* _AIM OF THE EXERCISE_: Scan the records below for the line with "Output the component" and the line with "h-[80px] px-[24px] font-['Inter',sans-serif]", and retype that range exactly, both ends included, pictures excepted.
__________
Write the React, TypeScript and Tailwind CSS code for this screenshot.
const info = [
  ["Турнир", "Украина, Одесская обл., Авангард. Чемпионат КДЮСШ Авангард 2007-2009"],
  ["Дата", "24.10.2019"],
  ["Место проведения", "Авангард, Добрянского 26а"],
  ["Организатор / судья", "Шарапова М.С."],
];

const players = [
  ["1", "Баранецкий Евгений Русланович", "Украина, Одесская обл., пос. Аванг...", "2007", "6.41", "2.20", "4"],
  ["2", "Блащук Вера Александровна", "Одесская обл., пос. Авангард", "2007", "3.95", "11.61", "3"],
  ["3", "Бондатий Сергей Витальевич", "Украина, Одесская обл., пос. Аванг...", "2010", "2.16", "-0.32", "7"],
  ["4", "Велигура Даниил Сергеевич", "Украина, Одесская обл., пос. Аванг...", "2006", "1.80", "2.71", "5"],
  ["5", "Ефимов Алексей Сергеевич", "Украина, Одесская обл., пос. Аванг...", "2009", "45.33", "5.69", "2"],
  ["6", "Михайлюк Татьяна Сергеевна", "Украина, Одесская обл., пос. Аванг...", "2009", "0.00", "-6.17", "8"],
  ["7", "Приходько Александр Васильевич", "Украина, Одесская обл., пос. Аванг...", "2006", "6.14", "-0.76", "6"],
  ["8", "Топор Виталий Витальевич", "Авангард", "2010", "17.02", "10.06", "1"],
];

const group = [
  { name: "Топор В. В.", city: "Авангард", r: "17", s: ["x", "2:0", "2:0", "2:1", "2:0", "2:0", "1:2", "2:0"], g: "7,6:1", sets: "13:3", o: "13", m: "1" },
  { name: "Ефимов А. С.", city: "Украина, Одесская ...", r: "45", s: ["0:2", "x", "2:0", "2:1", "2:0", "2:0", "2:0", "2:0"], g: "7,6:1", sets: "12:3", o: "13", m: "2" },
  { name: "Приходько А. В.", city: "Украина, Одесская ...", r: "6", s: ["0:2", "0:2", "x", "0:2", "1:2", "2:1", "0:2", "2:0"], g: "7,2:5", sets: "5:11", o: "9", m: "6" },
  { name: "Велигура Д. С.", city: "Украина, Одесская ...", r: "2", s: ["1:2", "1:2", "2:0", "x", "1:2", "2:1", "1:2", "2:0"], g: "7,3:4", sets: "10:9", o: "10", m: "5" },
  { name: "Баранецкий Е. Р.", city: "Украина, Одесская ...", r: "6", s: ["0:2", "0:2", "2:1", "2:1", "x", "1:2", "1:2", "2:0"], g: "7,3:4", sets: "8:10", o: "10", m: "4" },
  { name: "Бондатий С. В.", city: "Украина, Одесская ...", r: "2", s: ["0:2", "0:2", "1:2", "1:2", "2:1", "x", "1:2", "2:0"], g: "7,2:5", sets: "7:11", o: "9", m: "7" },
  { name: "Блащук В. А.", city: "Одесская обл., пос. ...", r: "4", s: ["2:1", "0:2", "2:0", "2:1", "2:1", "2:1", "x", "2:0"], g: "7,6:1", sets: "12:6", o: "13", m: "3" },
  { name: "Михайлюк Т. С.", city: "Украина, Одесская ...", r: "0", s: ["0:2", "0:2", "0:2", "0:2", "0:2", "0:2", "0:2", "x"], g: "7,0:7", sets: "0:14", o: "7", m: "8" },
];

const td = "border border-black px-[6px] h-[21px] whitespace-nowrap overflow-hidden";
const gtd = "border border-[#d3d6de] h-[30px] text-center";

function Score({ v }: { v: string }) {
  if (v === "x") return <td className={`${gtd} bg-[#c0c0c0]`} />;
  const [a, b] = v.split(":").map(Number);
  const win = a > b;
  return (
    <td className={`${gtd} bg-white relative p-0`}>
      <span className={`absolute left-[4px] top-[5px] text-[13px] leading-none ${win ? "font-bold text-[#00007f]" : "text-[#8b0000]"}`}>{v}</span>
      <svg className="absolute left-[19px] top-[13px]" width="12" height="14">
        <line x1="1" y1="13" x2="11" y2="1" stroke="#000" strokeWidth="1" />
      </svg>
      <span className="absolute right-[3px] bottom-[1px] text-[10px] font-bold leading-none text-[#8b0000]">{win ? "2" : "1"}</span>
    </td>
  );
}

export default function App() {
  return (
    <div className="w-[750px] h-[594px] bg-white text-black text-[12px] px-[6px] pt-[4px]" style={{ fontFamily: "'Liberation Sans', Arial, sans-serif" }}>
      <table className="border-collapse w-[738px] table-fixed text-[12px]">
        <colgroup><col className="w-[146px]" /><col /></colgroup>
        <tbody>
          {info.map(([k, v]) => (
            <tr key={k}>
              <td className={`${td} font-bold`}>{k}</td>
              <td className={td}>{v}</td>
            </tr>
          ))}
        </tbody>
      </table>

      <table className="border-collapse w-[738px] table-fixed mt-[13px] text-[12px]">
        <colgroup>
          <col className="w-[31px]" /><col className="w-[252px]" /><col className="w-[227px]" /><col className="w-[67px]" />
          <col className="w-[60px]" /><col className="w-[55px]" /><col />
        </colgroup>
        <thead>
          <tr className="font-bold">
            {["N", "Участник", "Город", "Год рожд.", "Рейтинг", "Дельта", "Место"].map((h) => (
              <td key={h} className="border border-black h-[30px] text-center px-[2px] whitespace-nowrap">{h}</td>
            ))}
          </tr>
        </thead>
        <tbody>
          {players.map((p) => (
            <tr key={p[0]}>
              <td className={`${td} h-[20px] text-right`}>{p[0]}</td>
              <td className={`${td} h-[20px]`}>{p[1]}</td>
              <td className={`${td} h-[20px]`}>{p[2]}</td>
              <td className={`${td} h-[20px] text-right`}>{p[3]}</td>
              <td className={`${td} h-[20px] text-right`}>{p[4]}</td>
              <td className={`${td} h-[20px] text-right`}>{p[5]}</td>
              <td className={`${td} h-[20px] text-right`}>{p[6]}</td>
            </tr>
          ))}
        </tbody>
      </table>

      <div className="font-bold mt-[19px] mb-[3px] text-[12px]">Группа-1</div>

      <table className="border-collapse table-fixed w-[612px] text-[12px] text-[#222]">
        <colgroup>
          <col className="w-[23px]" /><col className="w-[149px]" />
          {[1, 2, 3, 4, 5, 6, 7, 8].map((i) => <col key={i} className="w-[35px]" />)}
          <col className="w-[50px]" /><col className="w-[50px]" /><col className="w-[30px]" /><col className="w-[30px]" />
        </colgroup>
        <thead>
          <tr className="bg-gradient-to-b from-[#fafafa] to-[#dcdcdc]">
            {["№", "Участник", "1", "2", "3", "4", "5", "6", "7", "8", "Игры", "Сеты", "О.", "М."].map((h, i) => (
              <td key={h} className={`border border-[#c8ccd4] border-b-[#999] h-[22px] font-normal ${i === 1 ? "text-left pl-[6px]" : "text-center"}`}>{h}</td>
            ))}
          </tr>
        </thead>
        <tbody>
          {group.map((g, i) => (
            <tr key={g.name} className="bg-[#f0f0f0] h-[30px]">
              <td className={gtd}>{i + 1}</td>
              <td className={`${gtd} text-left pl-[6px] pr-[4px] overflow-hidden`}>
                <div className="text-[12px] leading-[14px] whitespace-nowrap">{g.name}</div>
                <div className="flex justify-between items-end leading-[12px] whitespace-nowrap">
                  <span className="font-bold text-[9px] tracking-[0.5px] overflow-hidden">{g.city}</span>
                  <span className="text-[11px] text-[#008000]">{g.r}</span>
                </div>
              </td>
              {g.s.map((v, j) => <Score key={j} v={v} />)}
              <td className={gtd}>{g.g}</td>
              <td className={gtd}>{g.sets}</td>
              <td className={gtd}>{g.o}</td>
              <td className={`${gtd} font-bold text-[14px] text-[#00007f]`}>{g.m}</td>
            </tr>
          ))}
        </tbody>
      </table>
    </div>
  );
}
__________
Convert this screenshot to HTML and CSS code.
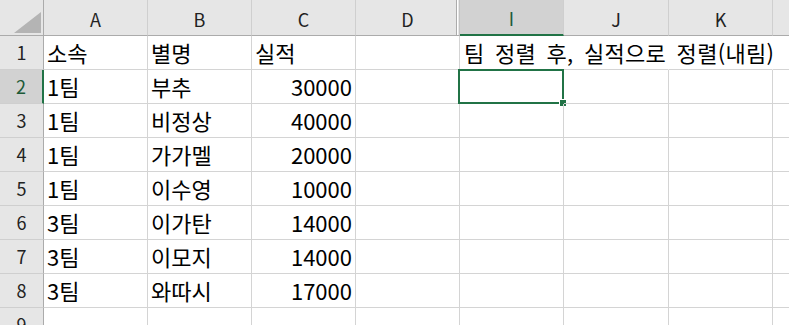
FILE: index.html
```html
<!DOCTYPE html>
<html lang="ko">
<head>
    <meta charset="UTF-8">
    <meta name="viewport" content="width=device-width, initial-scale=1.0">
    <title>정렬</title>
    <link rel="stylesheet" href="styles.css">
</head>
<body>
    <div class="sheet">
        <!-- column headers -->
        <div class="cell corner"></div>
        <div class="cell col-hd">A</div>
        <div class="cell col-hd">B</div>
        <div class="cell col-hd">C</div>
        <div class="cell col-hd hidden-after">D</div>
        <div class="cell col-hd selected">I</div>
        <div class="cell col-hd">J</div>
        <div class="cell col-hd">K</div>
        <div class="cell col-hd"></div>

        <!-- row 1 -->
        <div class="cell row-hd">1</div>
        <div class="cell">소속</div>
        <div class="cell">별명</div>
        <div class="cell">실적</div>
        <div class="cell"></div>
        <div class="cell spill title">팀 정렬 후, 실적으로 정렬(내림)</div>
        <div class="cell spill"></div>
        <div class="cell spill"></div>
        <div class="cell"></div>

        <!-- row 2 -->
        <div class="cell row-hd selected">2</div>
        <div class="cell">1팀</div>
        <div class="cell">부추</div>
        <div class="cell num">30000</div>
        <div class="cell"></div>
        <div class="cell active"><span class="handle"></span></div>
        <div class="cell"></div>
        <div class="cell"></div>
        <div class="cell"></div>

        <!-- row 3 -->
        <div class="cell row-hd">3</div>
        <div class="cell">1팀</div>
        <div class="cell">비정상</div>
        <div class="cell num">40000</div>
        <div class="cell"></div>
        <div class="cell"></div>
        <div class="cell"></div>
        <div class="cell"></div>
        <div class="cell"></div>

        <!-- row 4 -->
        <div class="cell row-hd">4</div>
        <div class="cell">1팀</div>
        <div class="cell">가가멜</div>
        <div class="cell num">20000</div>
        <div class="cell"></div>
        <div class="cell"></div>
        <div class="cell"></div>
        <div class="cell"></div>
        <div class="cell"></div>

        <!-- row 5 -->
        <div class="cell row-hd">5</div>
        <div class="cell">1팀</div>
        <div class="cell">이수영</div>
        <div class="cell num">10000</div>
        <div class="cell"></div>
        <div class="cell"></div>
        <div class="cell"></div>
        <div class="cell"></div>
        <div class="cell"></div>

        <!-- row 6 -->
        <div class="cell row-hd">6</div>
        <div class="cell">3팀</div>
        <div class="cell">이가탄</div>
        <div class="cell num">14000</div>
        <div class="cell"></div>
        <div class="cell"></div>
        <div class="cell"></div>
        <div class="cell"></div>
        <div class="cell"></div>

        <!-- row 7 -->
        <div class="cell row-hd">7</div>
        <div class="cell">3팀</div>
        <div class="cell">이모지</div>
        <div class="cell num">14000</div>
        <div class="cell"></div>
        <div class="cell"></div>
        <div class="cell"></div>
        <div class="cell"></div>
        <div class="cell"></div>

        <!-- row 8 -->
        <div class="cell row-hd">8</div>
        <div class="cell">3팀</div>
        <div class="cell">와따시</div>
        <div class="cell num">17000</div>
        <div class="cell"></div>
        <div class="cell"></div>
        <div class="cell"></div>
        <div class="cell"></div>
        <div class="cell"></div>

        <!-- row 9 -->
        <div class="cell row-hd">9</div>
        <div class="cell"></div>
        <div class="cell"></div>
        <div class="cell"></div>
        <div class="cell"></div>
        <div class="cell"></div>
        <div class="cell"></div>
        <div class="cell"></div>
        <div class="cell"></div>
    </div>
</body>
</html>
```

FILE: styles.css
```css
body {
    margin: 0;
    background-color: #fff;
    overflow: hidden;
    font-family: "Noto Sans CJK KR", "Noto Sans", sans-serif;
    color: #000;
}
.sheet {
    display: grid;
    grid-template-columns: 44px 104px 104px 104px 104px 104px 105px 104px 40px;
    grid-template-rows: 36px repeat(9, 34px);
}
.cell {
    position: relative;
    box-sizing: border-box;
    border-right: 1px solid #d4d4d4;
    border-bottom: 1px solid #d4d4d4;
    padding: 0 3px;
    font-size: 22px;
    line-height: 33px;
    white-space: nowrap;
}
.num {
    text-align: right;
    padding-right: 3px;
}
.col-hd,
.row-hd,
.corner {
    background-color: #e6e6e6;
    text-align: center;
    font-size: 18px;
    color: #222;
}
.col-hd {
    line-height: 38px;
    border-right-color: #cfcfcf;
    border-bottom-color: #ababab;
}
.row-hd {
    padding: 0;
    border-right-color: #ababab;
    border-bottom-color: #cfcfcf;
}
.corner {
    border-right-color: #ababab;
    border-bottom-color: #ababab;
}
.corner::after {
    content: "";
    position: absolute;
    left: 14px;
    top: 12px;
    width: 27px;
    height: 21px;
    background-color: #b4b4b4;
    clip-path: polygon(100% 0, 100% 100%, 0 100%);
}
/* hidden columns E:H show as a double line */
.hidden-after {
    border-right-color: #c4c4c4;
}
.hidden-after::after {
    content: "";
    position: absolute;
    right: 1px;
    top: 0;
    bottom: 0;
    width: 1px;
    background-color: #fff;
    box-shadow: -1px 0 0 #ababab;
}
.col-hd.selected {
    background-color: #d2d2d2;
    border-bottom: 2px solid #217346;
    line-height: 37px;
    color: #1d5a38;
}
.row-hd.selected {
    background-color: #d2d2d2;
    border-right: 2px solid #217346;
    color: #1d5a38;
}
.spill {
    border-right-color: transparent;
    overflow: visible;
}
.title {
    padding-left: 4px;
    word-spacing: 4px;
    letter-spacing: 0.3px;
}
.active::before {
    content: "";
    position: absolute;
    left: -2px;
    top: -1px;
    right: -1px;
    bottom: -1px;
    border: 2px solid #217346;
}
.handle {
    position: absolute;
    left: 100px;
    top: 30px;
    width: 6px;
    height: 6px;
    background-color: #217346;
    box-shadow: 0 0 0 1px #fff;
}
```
__________
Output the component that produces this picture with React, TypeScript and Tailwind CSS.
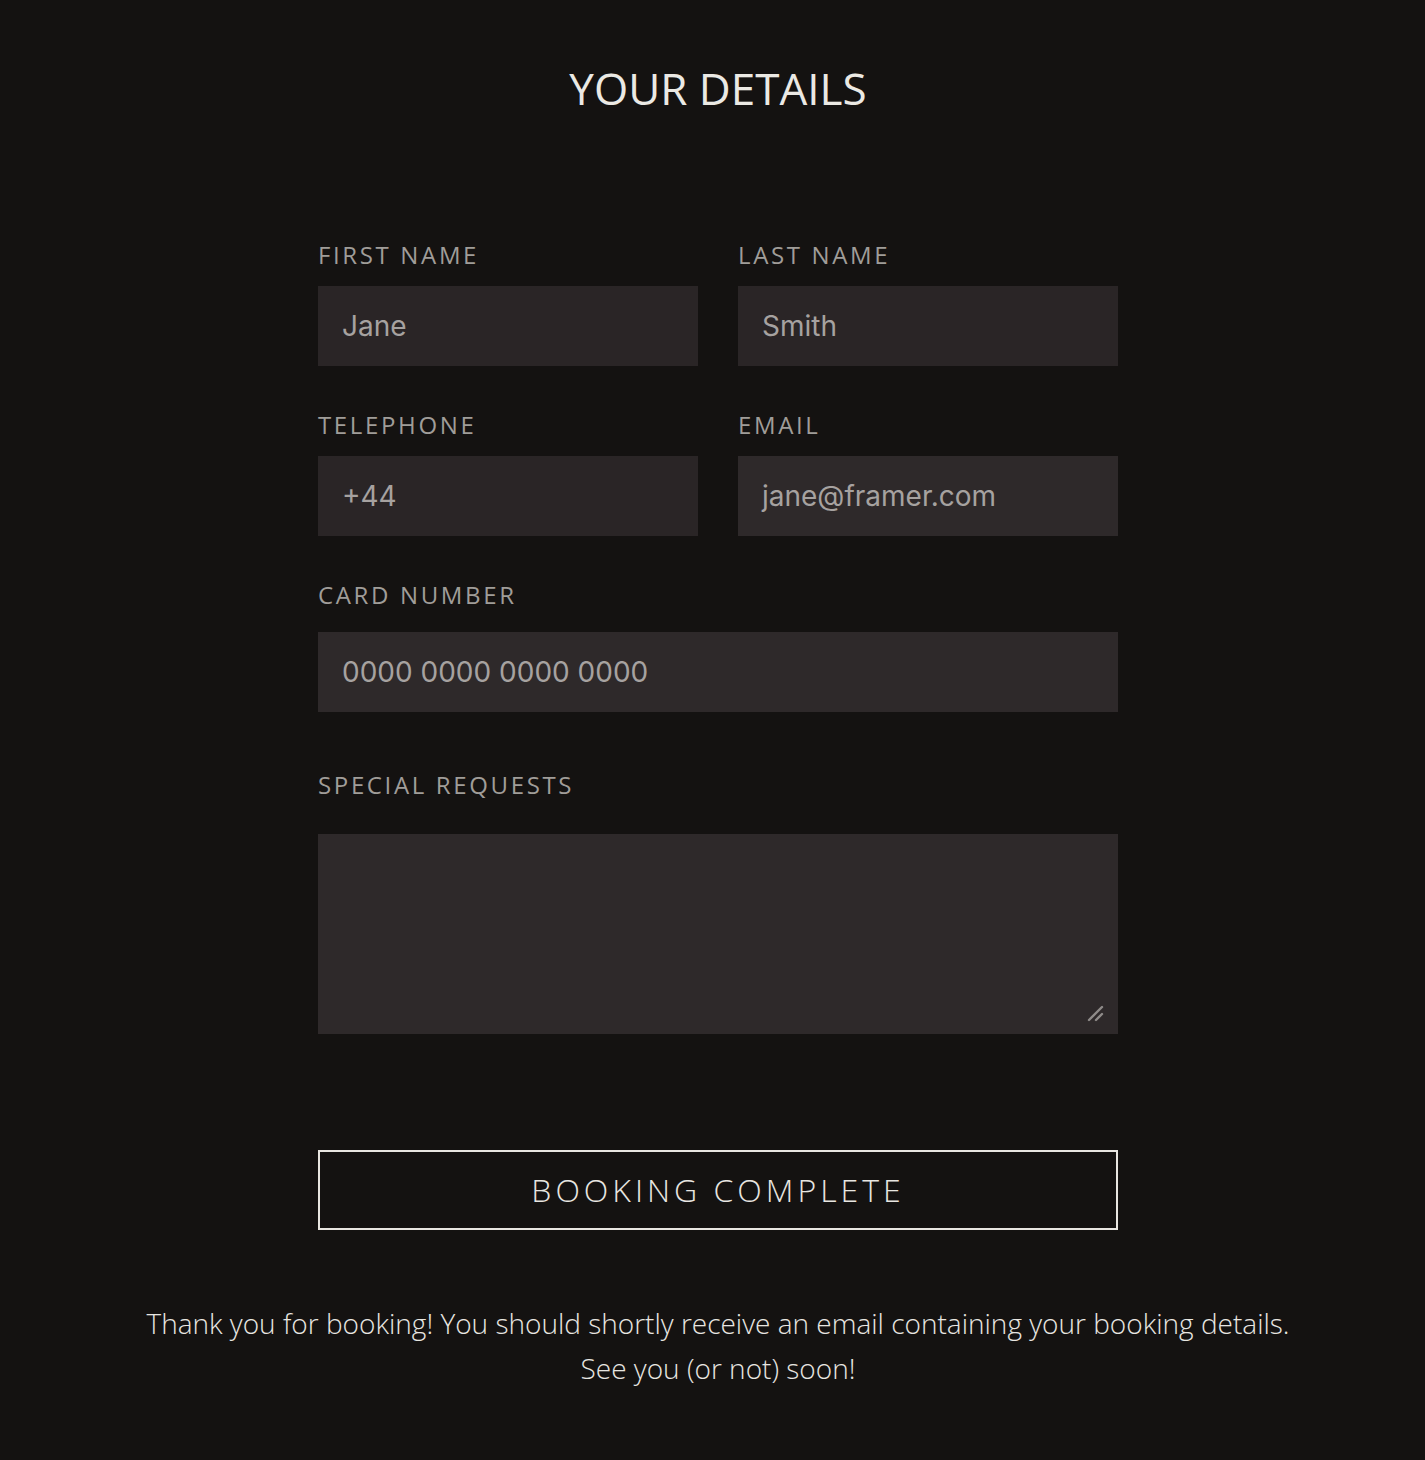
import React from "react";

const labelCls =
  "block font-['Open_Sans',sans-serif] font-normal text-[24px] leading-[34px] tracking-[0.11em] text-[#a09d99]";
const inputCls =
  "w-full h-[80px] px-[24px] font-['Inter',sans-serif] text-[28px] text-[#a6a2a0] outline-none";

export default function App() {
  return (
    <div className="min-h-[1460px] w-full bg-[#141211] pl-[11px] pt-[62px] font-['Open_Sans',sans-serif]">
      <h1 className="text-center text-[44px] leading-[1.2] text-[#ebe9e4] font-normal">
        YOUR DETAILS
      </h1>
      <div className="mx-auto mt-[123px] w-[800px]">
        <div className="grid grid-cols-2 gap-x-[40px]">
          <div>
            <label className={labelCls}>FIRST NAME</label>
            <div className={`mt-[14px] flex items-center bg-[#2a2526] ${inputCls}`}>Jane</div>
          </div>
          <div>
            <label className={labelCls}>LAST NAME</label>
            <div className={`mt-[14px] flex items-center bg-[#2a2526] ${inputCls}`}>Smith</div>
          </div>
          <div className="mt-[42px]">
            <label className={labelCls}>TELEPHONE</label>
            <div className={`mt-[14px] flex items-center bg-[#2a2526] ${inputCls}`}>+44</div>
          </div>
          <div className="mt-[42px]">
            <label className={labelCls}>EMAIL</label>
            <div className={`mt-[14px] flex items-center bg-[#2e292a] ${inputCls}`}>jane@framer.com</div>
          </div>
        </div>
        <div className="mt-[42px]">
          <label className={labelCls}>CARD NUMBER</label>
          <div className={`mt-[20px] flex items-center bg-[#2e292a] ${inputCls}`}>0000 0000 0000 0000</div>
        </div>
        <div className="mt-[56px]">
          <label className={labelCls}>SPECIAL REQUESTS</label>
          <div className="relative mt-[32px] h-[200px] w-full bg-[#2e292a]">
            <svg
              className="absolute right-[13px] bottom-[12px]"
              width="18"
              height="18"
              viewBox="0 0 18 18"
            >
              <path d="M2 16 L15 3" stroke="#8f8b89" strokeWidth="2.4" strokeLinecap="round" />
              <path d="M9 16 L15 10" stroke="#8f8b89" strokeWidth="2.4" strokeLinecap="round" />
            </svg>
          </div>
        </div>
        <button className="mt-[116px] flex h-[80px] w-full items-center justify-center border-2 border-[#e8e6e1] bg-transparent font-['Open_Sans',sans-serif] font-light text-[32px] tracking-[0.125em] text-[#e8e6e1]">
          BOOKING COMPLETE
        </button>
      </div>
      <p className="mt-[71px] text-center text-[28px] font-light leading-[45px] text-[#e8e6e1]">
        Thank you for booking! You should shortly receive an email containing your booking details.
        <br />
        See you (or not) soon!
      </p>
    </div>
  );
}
__________
* _THE OUTPUT_:
Output the component that produces this picture with React, TypeScript and Tailwind CSS.
import React from "react";

const labelCls =
  "block font-['Open_Sans',sans-serif] font-normal text-[24px] leading-[34px] tracking-[0.11em] text-[#a09d99]";
const inputCls =
  "w-full h-[80px] px-[24px] font-['Inter',sans-serif] text-[28px] text-[#a6a2a0] outline-none";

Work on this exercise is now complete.